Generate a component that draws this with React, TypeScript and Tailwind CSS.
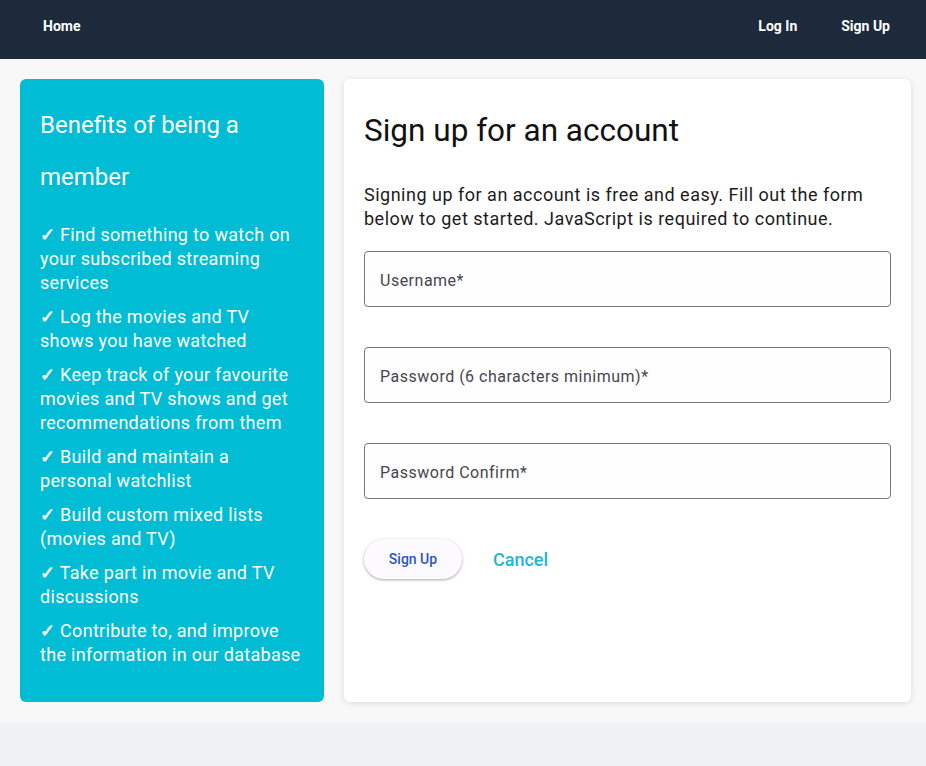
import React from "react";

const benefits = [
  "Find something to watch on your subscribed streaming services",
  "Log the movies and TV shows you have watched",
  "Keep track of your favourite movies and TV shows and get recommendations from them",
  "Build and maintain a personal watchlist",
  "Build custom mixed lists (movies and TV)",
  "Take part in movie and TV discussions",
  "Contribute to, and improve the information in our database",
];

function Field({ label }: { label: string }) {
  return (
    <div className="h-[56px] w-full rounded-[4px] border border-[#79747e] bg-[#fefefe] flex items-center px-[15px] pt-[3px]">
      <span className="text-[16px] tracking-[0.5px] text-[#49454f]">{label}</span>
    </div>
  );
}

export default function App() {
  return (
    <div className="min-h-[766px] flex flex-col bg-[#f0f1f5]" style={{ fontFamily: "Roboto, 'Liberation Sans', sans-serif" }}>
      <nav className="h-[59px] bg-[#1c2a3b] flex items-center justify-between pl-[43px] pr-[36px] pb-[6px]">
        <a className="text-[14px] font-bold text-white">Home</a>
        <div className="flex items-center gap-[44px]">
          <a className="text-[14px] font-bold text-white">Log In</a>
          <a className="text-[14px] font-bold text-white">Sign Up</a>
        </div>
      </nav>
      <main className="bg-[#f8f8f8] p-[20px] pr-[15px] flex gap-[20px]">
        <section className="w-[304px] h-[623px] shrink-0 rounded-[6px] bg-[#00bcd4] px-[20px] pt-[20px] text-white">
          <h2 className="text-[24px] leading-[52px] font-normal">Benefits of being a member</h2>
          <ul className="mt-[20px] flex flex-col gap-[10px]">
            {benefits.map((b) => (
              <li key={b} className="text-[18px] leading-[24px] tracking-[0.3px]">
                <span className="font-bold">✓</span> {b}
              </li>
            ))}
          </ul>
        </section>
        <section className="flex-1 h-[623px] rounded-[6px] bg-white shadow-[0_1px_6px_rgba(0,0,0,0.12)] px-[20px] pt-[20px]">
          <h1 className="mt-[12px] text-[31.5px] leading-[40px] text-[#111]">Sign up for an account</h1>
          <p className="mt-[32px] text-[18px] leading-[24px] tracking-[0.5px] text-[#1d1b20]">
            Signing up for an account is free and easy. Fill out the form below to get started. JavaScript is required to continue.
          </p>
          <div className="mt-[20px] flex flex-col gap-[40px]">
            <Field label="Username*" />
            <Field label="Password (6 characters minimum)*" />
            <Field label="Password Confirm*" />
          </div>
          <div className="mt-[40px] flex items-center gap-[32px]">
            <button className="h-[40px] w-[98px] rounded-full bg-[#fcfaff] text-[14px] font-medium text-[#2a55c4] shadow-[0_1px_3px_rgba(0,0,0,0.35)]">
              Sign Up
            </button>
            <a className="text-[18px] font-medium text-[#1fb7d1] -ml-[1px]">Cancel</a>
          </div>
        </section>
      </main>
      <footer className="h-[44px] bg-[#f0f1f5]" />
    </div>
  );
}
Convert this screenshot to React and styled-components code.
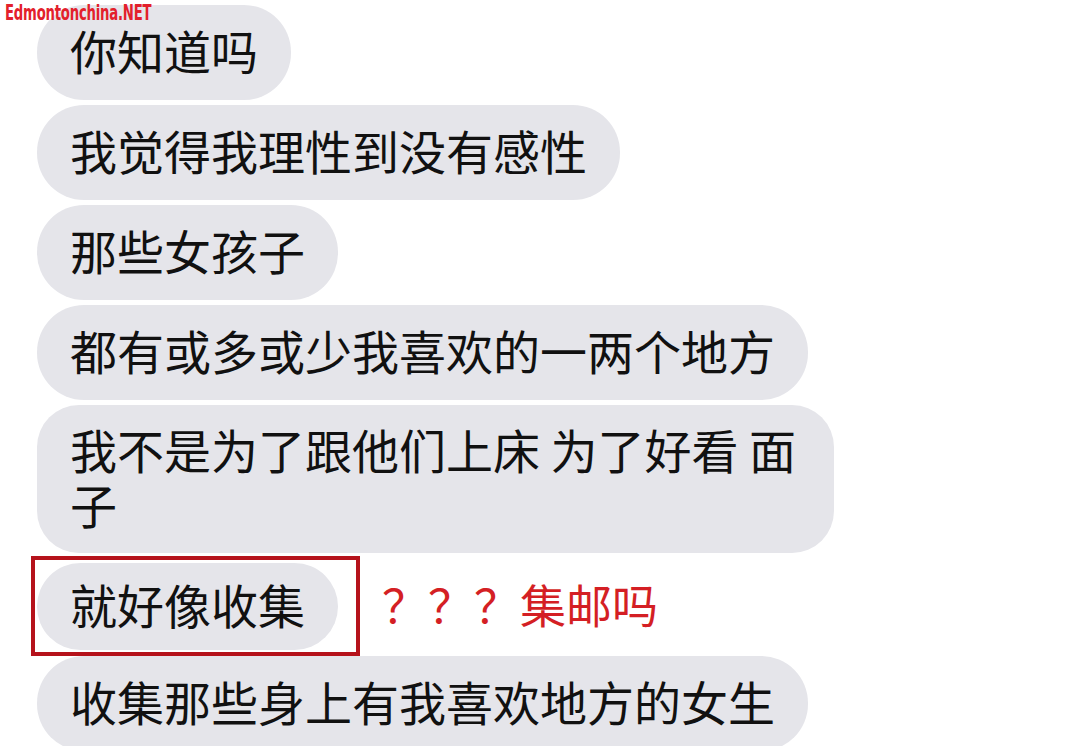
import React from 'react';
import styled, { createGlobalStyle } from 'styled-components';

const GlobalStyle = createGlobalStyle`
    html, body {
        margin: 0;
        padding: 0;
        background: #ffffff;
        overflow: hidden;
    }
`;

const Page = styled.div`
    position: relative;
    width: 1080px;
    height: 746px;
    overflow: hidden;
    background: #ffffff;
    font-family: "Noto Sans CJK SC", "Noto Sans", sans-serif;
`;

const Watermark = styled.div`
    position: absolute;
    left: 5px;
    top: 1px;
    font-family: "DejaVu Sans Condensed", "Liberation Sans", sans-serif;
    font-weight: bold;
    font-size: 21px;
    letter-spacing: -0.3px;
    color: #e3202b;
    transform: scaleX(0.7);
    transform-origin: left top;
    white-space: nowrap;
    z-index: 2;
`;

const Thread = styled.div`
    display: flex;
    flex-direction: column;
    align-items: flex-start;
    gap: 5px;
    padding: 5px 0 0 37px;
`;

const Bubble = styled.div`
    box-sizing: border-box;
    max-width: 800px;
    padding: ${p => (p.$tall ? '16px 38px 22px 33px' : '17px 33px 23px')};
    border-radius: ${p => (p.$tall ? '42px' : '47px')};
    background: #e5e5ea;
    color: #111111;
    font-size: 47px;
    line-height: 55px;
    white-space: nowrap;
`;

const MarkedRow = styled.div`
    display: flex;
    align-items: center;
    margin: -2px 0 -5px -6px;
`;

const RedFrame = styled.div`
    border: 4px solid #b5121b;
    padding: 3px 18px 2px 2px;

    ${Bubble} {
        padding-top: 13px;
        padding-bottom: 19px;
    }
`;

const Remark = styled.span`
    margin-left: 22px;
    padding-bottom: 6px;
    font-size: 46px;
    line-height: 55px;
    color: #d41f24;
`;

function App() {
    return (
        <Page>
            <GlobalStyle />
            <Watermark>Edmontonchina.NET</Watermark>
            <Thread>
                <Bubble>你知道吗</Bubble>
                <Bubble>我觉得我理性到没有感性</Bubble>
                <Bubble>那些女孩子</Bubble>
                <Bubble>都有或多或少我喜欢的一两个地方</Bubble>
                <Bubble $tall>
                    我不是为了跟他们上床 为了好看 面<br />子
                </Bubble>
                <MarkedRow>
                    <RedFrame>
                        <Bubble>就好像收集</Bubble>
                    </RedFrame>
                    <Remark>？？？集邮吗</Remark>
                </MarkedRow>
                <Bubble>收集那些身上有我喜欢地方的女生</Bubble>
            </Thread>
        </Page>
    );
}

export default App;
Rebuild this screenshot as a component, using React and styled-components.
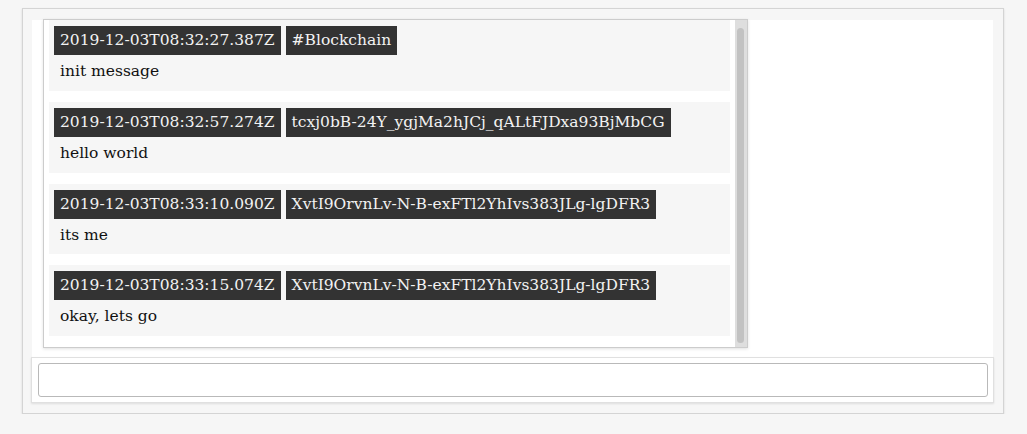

◆ ◆ ◆ ◆ ◆

**Problem details:** Copy out each record shown above without alteration, skipping any picture.

**Output below:**
Generate a component that draws this with React, TypeScript and Tailwind CSS.
import React from "react";

const benefits = [
  "Find something to watch on your subscribed streaming services",
  "Log the movies and TV shows you have watched",
  "Keep track of your favourite movies and TV shows and get recommendations from them",
  "Build and maintain a personal watchlist",
  "Build custom mixed lists (movies and TV)",
  "Take part in movie and TV discussions",
  "Contribute to, and improve the information in our database",
];

function Field({ label }: { label: string }) {
  return (
    <div className="h-[56px] w-full rounded-[4px] border border-[#79747e] bg-[#fefefe] flex items-center px-[15px] pt-[3px]">
      <span className="text-[16px] tracking-[0.5px] text-[#49454f]">{label}</span>
    </div>
  );
}

export default function App() {
  return (
    <div className="min-h-[766px] flex flex-col bg-[#f0f1f5]" style={{ fontFamily: "Roboto, 'Liberation Sans', sans-serif" }}>
      <nav className="h-[59px] bg-[#1c2a3b] flex items-center justify-between pl-[43px] pr-[36px] pb-[6px]">
        <a className="text-[14px] font-bold text-white">Home</a>
        <div className="flex items-center gap-[44px]">
          <a className="text-[14px] font-bold text-white">Log In</a>
          <a className="text-[14px] font-bold text-white">Sign Up</a>
        </div>
      </nav>
      <main className="bg-[#f8f8f8] p-[20px] pr-[15px] flex gap-[20px]">
        <section className="w-[304px] h-[623px] shrink-0 rounded-[6px] bg-[#00bcd4] px-[20px] pt-[20px] text-white">
          <h2 className="text-[24px] leading-[52px] font-normal">Benefits of being a member</h2>
          <ul className="mt-[20px] flex flex-col gap-[10px]">
            {benefits.map((b) => (
              <li key={b} className="text-[18px] leading-[24px] tracking-[0.3px]">
                <span className="font-bold">✓</span> {b}
              </li>
            ))}
          </ul>
        </section>
        <section className="flex-1 h-[623px] rounded-[6px] bg-white shadow-[0_1px_6px_rgba(0,0,0,0.12)] px-[20px] pt-[20px]">
          <h1 className="mt-[12px] text-[31.5px] leading-[40px] text-[#111]">Sign up for an account</h1>
          <p className="mt-[32px] text-[18px] leading-[24px] tracking-[0.5px] text-[#1d1b20]">
            Signing up for an account is free and easy. Fill out the form below to get started. JavaScript is required to continue.
          </p>
          <div className="mt-[20px] flex flex-col gap-[40px]">
            <Field label="Username*" />
            <Field label="Password (6 characters minimum)*" />
            <Field label="Password Confirm*" />
          </div>
          <div className="mt-[40px] flex items-center gap-[32px]">
            <button className="h-[40px] w-[98px] rounded-full bg-[#fcfaff] text-[14px] font-medium text-[#2a55c4] shadow-[0_1px_3px_rgba(0,0,0,0.35)]">
              Sign Up
            </button>
            <a className="text-[18px] font-medium text-[#1fb7d1] -ml-[1px]">Cancel</a>
          </div>
        </section>
      </main>
      <footer className="h-[44px] bg-[#f0f1f5]" />
    </div>
  );
}
Convert this screenshot to React and styled-components code.
import React from 'react';
import styled, { createGlobalStyle } from 'styled-components';

const GlobalStyle = createGlobalStyle`
    html, body {
        margin: 0;
        padding: 0;
        background: #ffffff;
        overflow: hidden;
    }
`;

const Page = styled.div`
    position: relative;
    width: 1080px;
    height: 746px;
    overflow: hidden;
    background: #ffffff;
    font-family: "Noto Sans CJK SC", "Noto Sans", sans-serif;
`;

const Watermark = styled.div`
    position: absolute;
    left: 5px;
    top: 1px;
    font-family: "DejaVu Sans Condensed", "Liberation Sans", sans-serif;
    font-weight: bold;
    font-size: 21px;
    letter-spacing: -0.3px;
    color: #e3202b;
    transform: scaleX(0.7);
    transform-origin: left top;
    white-space: nowrap;
    z-index: 2;
`;

const Thread = styled.div`
    display: flex;
    flex-direction: column;
    align-items: flex-start;
    gap: 5px;
    padding: 5px 0 0 37px;
`;

const Bubble = styled.div`
    box-sizing: border-box;
    max-width: 800px;
    padding: ${p => (p.$tall ? '16px 38px 22px 33px' : '17px 33px 23px')};
    border-radius: ${p => (p.$tall ? '42px' : '47px')};
    background: #e5e5ea;
    color: #111111;
    font-size: 47px;
    line-height: 55px;
    white-space: nowrap;
`;

const MarkedRow = styled.div`
    display: flex;
    align-items: center;
    margin: -2px 0 -5px -6px;
`;

const RedFrame = styled.div`
    border: 4px solid #b5121b;
    padding: 3px 18px 2px 2px;

    ${Bubble} {
        padding-top: 13px;
        padding-bottom: 19px;
    }
`;

const Remark = styled.span`
    margin-left: 22px;
    padding-bottom: 6px;
    font-size: 46px;
    line-height: 55px;
    color: #d41f24;
`;

function App() {
    return (
        <Page>
            <GlobalStyle />
            <Watermark>Edmontonchina.NET</Watermark>
            <Thread>
                <Bubble>你知道吗</Bubble>
                <Bubble>我觉得我理性到没有感性</Bubble>
                <Bubble>那些女孩子</Bubble>
                <Bubble>都有或多或少我喜欢的一两个地方</Bubble>
                <Bubble $tall>
                    我不是为了跟他们上床 为了好看 面<br />子
                </Bubble>
                <MarkedRow>
                    <RedFrame>
                        <Bubble>就好像收集</Bubble>
                    </RedFrame>
                    <Remark>？？？集邮吗</Remark>
                </MarkedRow>
                <Bubble>收集那些身上有我喜欢地方的女生</Bubble>
            </Thread>
        </Page>
    );
}

export default App;
Rebuild this screenshot as a component, using React and styled-components.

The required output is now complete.